■ Directive ■
Below is a listing; write it out exactly and drop any images from it.
── Data block ──
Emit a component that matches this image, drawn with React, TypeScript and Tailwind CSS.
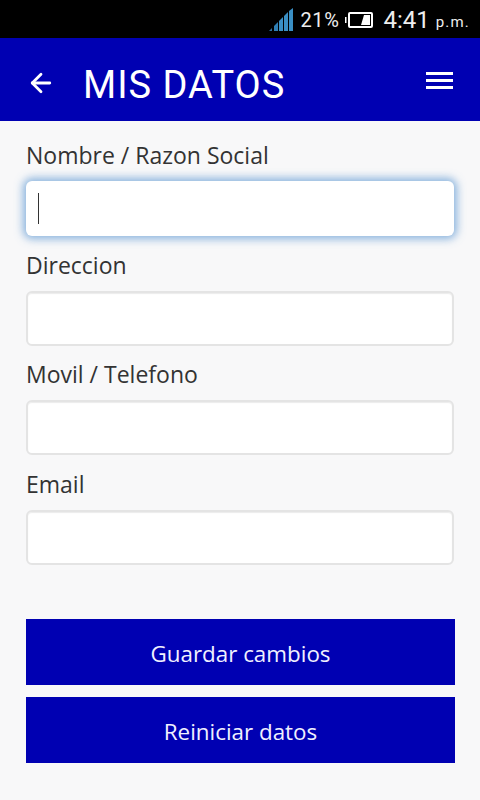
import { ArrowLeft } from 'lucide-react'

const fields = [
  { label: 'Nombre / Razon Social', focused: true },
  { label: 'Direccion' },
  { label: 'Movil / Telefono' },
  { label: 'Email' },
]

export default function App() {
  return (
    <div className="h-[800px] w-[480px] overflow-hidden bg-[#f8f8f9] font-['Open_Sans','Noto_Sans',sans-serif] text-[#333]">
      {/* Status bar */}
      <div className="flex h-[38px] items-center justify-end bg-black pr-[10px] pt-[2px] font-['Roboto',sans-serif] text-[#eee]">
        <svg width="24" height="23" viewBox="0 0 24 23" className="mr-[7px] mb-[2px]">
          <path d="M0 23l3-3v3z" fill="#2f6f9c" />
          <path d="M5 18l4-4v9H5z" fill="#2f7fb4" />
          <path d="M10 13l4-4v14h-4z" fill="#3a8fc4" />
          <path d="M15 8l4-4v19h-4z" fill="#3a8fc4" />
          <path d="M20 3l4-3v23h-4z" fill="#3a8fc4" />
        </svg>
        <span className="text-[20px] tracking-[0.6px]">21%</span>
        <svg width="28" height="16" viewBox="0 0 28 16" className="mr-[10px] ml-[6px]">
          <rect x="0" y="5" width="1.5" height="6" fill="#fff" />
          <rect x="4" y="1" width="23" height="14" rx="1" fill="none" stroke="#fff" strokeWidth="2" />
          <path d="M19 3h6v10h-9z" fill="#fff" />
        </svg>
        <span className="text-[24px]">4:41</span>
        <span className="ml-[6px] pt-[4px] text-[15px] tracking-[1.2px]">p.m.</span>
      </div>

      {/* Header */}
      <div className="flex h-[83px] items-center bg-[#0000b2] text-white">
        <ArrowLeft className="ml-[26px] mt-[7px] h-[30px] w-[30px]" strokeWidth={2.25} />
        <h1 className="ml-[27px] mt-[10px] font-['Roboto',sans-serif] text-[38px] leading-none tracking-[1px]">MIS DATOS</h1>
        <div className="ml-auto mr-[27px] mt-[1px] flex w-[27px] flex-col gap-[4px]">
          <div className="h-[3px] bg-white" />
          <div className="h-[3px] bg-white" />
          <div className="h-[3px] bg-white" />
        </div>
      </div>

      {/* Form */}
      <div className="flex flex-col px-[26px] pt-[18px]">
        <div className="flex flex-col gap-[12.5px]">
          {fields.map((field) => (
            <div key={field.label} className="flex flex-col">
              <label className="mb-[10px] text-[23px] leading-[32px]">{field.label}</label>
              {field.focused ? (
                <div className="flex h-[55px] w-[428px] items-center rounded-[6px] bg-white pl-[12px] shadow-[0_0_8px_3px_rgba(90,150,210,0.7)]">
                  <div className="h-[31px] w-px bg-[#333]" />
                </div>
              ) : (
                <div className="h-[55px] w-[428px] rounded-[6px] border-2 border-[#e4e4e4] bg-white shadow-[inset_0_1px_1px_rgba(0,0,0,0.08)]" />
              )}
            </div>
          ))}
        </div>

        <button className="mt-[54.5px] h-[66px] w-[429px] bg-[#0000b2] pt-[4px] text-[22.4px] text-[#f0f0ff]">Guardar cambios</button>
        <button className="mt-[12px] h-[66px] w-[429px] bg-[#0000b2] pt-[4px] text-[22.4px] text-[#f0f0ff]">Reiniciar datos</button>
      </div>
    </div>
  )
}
───
■ Written solution ■
Emit a component that matches this image, drawn with React, TypeScript and Tailwind CSS.
import { ArrowLeft } from 'lucide-react'

const fields = [
  { label: 'Nombre / Razon Social', focused: true },
  { label: 'Direccion' },
  { label: 'Movil / Telefono' },
  { label: 'Email' },
]

export default function App() {
  return (
    <div className="h-[800px] w-[480px] overflow-hidden bg-[#f8f8f9] font-['Open_Sans','Noto_Sans',sans-serif] text-[#333]">
      {/* Status bar */}
      <div className="flex h-[38px] items-center justify-end bg-black pr-[10px] pt-[2px] font-['Roboto',sans-serif] text-[#eee]">
        <svg width="24" height="23" viewBox="0 0 24 23" className="mr-[7px] mb-[2px]">
          <path d="M0 23l3-3v3z" fill="#2f6f9c" />
          <path d="M5 18l4-4v9H5z" fill="#2f7fb4" />
          <path d="M10 13l4-4v14h-4z" fill="#3a8fc4" />
          <path d="M15 8l4-4v19h-4z" fill="#3a8fc4" />
          <path d="M20 3l4-3v23h-4z" fill="#3a8fc4" />
        </svg>
        <span className="text-[20px] tracking-[0.6px]">21%</span>
        <svg width="28" height="16" viewBox="0 0 28 16" className="mr-[10px] ml-[6px]">
          <rect x="0" y="5" width="1.5" height="6" fill="#fff" />
          <rect x="4" y="1" width="23" height="14" rx="1" fill="none" stroke="#fff" strokeWidth="2" />
          <path d="M19 3h6v10h-9z" fill="#fff" />
        </svg>
        <span className="text-[24px]">4:41</span>
        <span className="ml-[6px] pt-[4px] text-[15px] tracking-[1.2px]">p.m.</span>
      </div>

      {/* Header */}
      <div className="flex h-[83px] items-center bg-[#0000b2] text-white">
        <ArrowLeft className="ml-[26px] mt-[7px] h-[30px] w-[30px]" strokeWidth={2.25} />
        <h1 className="ml-[27px] mt-[10px] font-['Roboto',sans-serif] text-[38px] leading-none tracking-[1px]">MIS DATOS</h1>
        <div className="ml-auto mr-[27px] mt-[1px] flex w-[27px] flex-col gap-[4px]">
          <div className="h-[3px] bg-white" />
          <div className="h-[3px] bg-white" />
          <div className="h-[3px] bg-white" />
        </div>
      </div>

      {/* Form */}
      <div className="flex flex-col px-[26px] pt-[18px]">
        <div className="flex flex-col gap-[12.5px]">
          {fields.map((field) => (
            <div key={field.label} className="flex flex-col">
              <label className="mb-[10px] text-[23px] leading-[32px]">{field.label}</label>
              {field.focused ? (
                <div className="flex h-[55px] w-[428px] items-center rounded-[6px] bg-white pl-[12px] shadow-[0_0_8px_3px_rgba(90,150,210,0.7)]">
                  <div className="h-[31px] w-px bg-[#333]" />
                </div>
              ) : (
                <div className="h-[55px] w-[428px] rounded-[6px] border-2 border-[#e4e4e4] bg-white shadow-[inset_0_1px_1px_rgba(0,0,0,0.08)]" />
              )}
            </div>
          ))}
        </div>

        <button className="mt-[54.5px] h-[66px] w-[429px] bg-[#0000b2] pt-[4px] text-[22.4px] text-[#f0f0ff]">Guardar cambios</button>
        <button className="mt-[12px] h-[66px] w-[429px] bg-[#0000b2] pt-[4px] text-[22.4px] text-[#f0f0ff]">Reiniciar datos</button>
      </div>
    </div>
  )
}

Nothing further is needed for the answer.